-- begin --
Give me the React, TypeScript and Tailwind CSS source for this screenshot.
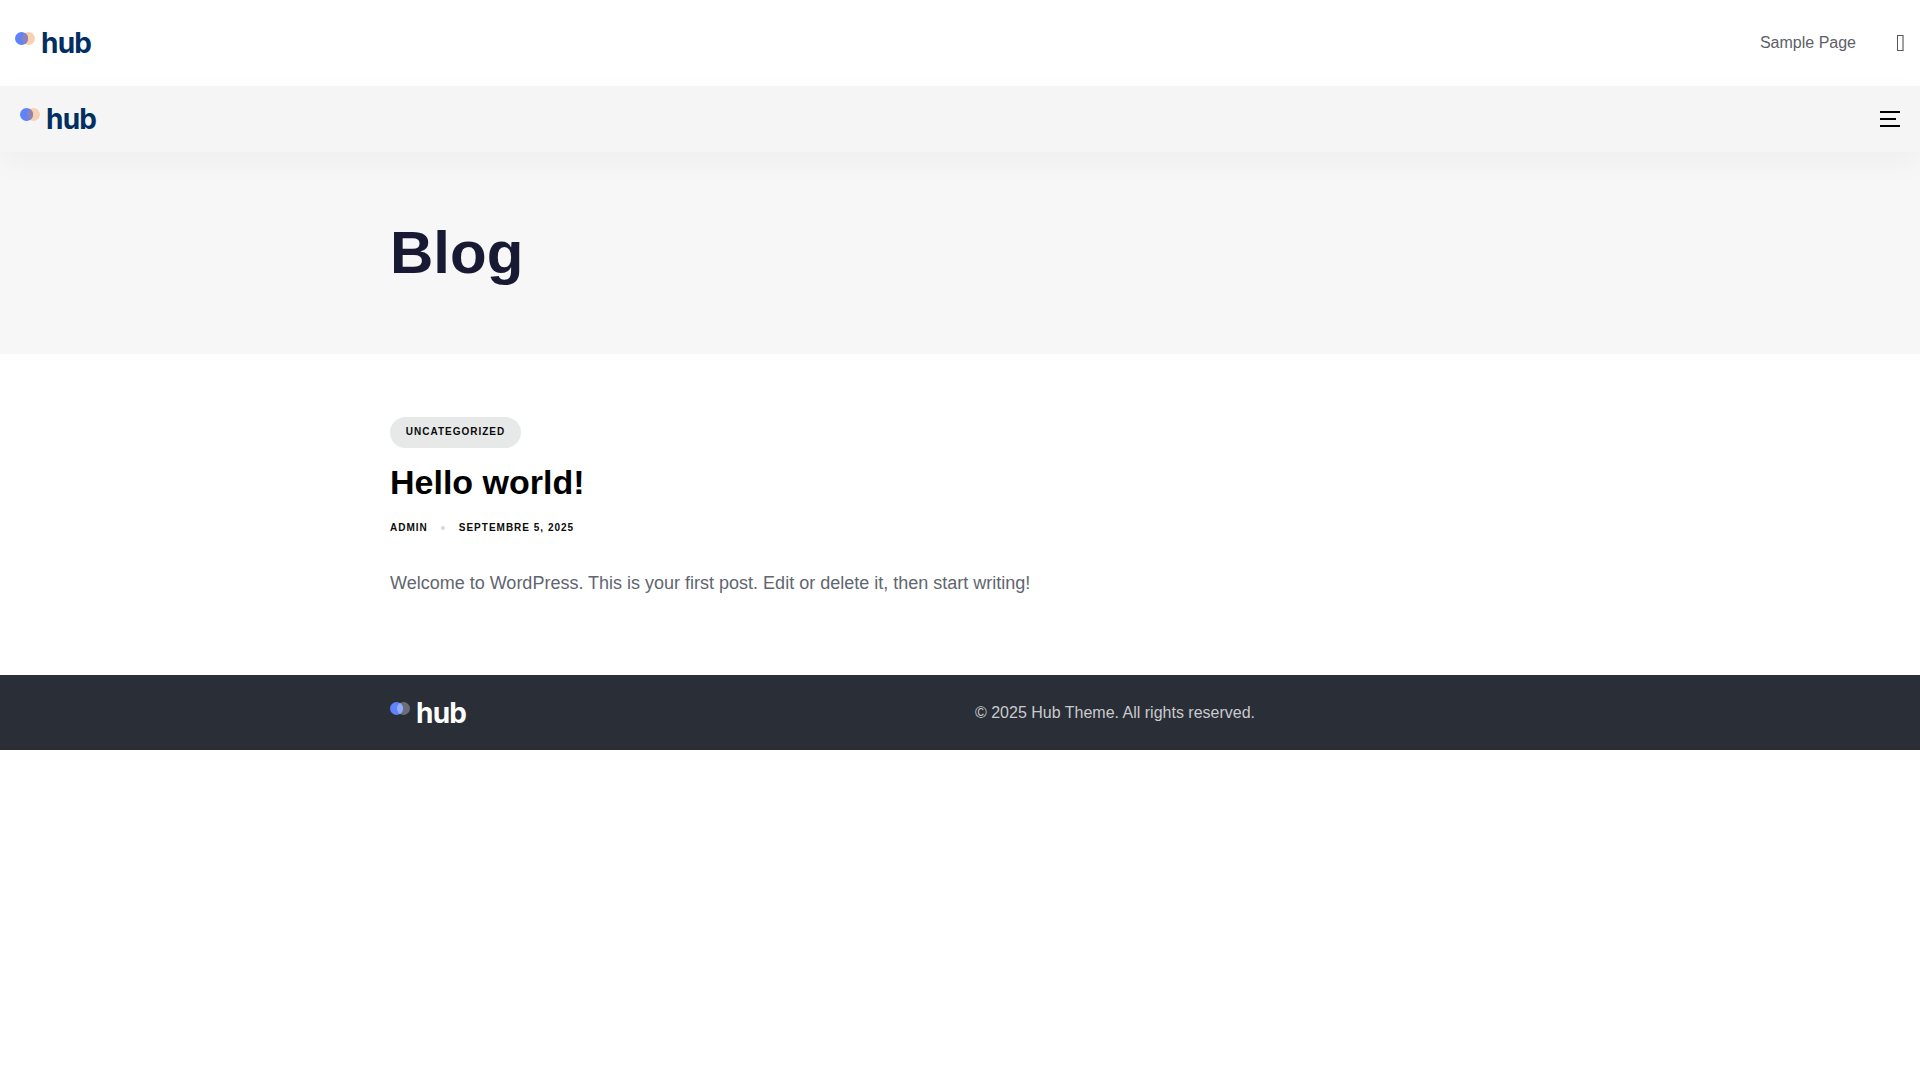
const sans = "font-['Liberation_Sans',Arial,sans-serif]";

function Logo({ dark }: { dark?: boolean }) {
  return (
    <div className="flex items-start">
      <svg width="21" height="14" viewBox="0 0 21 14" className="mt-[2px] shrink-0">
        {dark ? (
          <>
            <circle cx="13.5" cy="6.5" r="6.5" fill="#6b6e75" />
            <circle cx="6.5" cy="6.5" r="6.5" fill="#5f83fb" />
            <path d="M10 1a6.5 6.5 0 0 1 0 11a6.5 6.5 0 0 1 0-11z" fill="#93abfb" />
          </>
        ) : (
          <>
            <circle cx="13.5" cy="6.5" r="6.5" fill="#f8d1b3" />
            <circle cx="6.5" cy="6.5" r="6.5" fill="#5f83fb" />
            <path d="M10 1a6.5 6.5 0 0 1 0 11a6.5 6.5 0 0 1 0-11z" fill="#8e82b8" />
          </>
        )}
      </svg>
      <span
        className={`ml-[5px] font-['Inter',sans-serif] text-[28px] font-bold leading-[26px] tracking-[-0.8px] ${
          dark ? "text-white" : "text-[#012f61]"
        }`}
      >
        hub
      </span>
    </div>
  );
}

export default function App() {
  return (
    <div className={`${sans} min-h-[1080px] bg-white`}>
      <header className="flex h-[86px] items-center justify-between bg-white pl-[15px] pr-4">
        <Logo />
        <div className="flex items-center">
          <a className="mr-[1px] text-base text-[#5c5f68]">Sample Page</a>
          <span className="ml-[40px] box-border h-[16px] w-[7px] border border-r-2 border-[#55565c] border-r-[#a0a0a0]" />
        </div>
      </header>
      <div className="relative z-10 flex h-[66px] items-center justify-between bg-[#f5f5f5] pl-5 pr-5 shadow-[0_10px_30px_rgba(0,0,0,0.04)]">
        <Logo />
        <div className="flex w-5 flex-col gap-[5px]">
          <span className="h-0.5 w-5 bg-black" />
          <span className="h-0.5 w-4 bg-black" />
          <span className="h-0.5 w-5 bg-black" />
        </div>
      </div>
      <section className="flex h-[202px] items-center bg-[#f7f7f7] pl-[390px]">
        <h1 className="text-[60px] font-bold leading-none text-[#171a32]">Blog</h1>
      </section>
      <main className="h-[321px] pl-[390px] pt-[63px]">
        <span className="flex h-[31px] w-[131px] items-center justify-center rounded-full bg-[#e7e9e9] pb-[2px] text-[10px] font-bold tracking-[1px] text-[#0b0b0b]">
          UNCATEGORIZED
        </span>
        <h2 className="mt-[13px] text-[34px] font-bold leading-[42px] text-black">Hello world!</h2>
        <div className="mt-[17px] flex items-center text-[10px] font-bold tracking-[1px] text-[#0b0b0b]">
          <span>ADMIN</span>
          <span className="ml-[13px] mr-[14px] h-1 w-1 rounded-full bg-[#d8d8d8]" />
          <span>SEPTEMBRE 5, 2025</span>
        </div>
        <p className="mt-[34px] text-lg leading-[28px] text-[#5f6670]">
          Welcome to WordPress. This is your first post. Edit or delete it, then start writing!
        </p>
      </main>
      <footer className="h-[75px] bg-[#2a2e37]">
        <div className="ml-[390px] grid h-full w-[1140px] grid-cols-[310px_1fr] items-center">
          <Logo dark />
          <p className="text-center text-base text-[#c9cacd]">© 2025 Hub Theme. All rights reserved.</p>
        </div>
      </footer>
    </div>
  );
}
-- end --
[WHAT YOU HAVE TO DO] Restate the listing above word for word, and skip the pictures.

[RESPONSE TO THE TASK]
Give me the React, TypeScript and Tailwind CSS source for this screenshot.
const sans = "font-['Liberation_Sans',Arial,sans-serif]";

function Logo({ dark }: { dark?: boolean }) {
  return (
    <div className="flex items-start">
      <svg width="21" height="14" viewBox="0 0 21 14" className="mt-[2px] shrink-0">
        {dark ? (
          <>
            <circle cx="13.5" cy="6.5" r="6.5" fill="#6b6e75" />
            <circle cx="6.5" cy="6.5" r="6.5" fill="#5f83fb" />
            <path d="M10 1a6.5 6.5 0 0 1 0 11a6.5 6.5 0 0 1 0-11z" fill="#93abfb" />
          </>
        ) : (
          <>
            <circle cx="13.5" cy="6.5" r="6.5" fill="#f8d1b3" />
            <circle cx="6.5" cy="6.5" r="6.5" fill="#5f83fb" />
            <path d="M10 1a6.5 6.5 0 0 1 0 11a6.5 6.5 0 0 1 0-11z" fill="#8e82b8" />
          </>
        )}
      </svg>
      <span
        className={`ml-[5px] font-['Inter',sans-serif] text-[28px] font-bold leading-[26px] tracking-[-0.8px] ${
          dark ? "text-white" : "text-[#012f61]"
        }`}
      >
        hub
      </span>
    </div>
  );
}

export default function App() {
  return (
    <div className={`${sans} min-h-[1080px] bg-white`}>
      <header className="flex h-[86px] items-center justify-between bg-white pl-[15px] pr-4">
        <Logo />
        <div className="flex items-center">
          <a className="mr-[1px] text-base text-[#5c5f68]">Sample Page</a>
          <span className="ml-[40px] box-border h-[16px] w-[7px] border border-r-2 border-[#55565c] border-r-[#a0a0a0]" />
        </div>
      </header>
      <div className="relative z-10 flex h-[66px] items-center justify-between bg-[#f5f5f5] pl-5 pr-5 shadow-[0_10px_30px_rgba(0,0,0,0.04)]">
        <Logo />
        <div className="flex w-5 flex-col gap-[5px]">
          <span className="h-0.5 w-5 bg-black" />
          <span className="h-0.5 w-4 bg-black" />
          <span className="h-0.5 w-5 bg-black" />
        </div>
      </div>
      <section className="flex h-[202px] items-center bg-[#f7f7f7] pl-[390px]">
        <h1 className="text-[60px] font-bold leading-none text-[#171a32]">Blog</h1>
      </section>
      <main className="h-[321px] pl-[390px] pt-[63px]">
        <span className="flex h-[31px] w-[131px] items-center justify-center rounded-full bg-[#e7e9e9] pb-[2px] text-[10px] font-bold tracking-[1px] text-[#0b0b0b]">
          UNCATEGORIZED
        </span>
        <h2 className="mt-[13px] text-[34px] font-bold leading-[42px] text-black">Hello world!</h2>
        <div className="mt-[17px] flex items-center text-[10px] font-bold tracking-[1px] text-[#0b0b0b]">
          <span>ADMIN</span>
          <span className="ml-[13px] mr-[14px] h-1 w-1 rounded-full bg-[#d8d8d8]" />
          <span>SEPTEMBRE 5, 2025</span>
        </div>
        <p className="mt-[34px] text-lg leading-[28px] text-[#5f6670]">
          Welcome to WordPress. This is your first post. Edit or delete it, then start writing!
        </p>
      </main>
      <footer className="h-[75px] bg-[#2a2e37]">
        <div className="ml-[390px] grid h-full w-[1140px] grid-cols-[310px_1fr] items-center">
          <Logo dark />
          <p className="text-center text-base text-[#c9cacd]">© 2025 Hub Theme. All rights reserved.</p>
        </div>
      </footer>
    </div>
  );
}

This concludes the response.